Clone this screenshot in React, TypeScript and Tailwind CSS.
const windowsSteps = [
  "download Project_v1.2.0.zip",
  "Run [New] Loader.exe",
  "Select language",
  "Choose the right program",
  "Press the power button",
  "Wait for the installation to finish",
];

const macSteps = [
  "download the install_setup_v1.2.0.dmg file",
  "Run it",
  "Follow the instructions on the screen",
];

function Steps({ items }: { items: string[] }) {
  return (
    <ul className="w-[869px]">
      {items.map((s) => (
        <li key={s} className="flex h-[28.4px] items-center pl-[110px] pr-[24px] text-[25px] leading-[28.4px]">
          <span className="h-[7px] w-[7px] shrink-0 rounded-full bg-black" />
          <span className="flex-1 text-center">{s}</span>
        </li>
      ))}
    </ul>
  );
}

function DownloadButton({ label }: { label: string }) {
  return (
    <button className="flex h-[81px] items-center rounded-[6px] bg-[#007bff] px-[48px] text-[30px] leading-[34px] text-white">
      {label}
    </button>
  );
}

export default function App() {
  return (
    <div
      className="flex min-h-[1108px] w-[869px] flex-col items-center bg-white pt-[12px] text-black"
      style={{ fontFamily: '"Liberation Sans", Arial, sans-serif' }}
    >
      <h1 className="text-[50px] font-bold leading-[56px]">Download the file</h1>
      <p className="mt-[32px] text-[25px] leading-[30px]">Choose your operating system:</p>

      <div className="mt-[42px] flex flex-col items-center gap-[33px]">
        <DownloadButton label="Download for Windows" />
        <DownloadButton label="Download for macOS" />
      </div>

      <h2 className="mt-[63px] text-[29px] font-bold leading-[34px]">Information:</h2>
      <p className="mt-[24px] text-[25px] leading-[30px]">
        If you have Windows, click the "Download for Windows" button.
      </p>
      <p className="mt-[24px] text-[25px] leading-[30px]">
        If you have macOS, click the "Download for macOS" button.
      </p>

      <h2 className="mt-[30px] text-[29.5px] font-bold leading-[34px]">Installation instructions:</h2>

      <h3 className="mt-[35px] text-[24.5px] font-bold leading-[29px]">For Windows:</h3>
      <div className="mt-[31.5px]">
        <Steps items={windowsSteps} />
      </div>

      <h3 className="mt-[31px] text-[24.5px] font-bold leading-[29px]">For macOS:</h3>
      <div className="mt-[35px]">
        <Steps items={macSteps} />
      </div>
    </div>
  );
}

-=-=-

• [To do] Write out every line exactly as it stands.

• [Solution]
Clone this screenshot in React, TypeScript and Tailwind CSS.
const windowsSteps = [
  "download Project_v1.2.0.zip",
  "Run [New] Loader.exe",
  "Select language",
  "Choose the right program",
  "Press the power button",
  "Wait for the installation to finish",
];

const macSteps = [
  "download the install_setup_v1.2.0.dmg file",
  "Run it",
  "Follow the instructions on the screen",
];

function Steps({ items }: { items: string[] }) {
  return (
    <ul className="w-[869px]">
      {items.map((s) => (
        <li key={s} className="flex h-[28.4px] items-center pl-[110px] pr-[24px] text-[25px] leading-[28.4px]">
          <span className="h-[7px] w-[7px] shrink-0 rounded-full bg-black" />
          <span className="flex-1 text-center">{s}</span>
        </li>
      ))}
    </ul>
  );
}

function DownloadButton({ label }: { label: string }) {
  return (
    <button className="flex h-[81px] items-center rounded-[6px] bg-[#007bff] px-[48px] text-[30px] leading-[34px] text-white">
      {label}
    </button>
  );
}

export default function App() {
  return (
    <div
      className="flex min-h-[1108px] w-[869px] flex-col items-center bg-white pt-[12px] text-black"
      style={{ fontFamily: '"Liberation Sans", Arial, sans-serif' }}
    >
      <h1 className="text-[50px] font-bold leading-[56px]">Download the file</h1>
      <p className="mt-[32px] text-[25px] leading-[30px]">Choose your operating system:</p>

      <div className="mt-[42px] flex flex-col items-center gap-[33px]">
        <DownloadButton label="Download for Windows" />
        <DownloadButton label="Download for macOS" />
      </div>

      <h2 className="mt-[63px] text-[29px] font-bold leading-[34px]">Information:</h2>
      <p className="mt-[24px] text-[25px] leading-[30px]">
        If you have Windows, click the "Download for Windows" button.
      </p>
      <p className="mt-[24px] text-[25px] leading-[30px]">
        If you have macOS, click the "Download for macOS" button.
      </p>

      <h2 className="mt-[30px] text-[29.5px] font-bold leading-[34px]">Installation instructions:</h2>

      <h3 className="mt-[35px] text-[24.5px] font-bold leading-[29px]">For Windows:</h3>
      <div className="mt-[31.5px]">
        <Steps items={windowsSteps} />
      </div>

      <h3 className="mt-[31px] text-[24.5px] font-bold leading-[29px]">For macOS:</h3>
      <div className="mt-[35px]">
        <Steps items={macSteps} />
      </div>
    </div>
  );
}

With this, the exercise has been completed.